Numerical investigation of porous parameter influence on Casson-type hybrid nanofluid ( with base fluid blood) convection with variable properties.

Résumé

Objective: The purpose of the study is to examine the heat and fluid transport properties of a Casson hybrid nanofluid, which is made up of blood and nanoparticles, as it passes down a vertical porous channel while being affected by a magnetic field. Understanding the effects of changing viscosity, variable thermal conductivity and porous resistance on temperature and velocity distributions pertinent to biological applications, including targeted drug administration, cryosurgery and hyperthermia is the main goal of the work.

Methodology: A combination of Casson rheology, viscous dissipation, variable viscosity, variable thermal conductivity and porous resistance effects are used to formulate the governing momentum and energy equations. We use MATLAB's bvp5c solver to numerically solve these nonlinear coupled equations after they have been nondimensionalized. For important dimensionless quantities, such as the Casson parameter, Brinkman number,  Hartmann number, wall temperature ratio and porosity parameter,  parametric studies are performed.

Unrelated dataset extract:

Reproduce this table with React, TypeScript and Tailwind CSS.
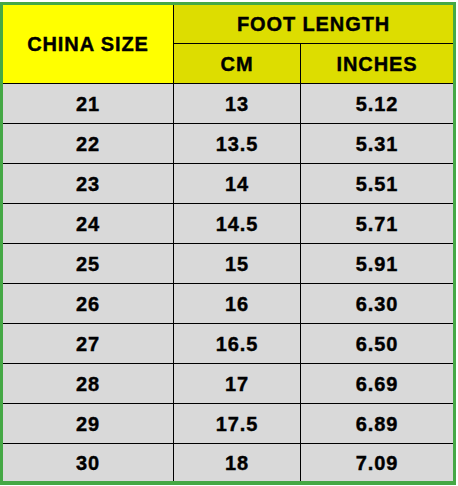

Findings: The findings show that porous resistance alters thermal boundary layers and significantly reduces velocity. When compared to pure blood, the addition of hybrid nanoparticles improves convective heat transmission by as much as 15.80%. While variable thermal conductivity enhances control over heat transfer and steepens temperature gradients, variable viscosity increases flow resistance and decreases peak velocity.

Conclusions: The study emphasizes how heat and fluid flow behaviour in biomedical systems are greatly influenced by the combined impacts of magnetic fields, porous resistance and thermophysical changes. By separating porosity effects in Casson hybrid nanofluid flow without the contribution of an electric field, the novelty offers practical information about heat transport aided by nanoparticles in porous biological tissues and manufactured scaffolds.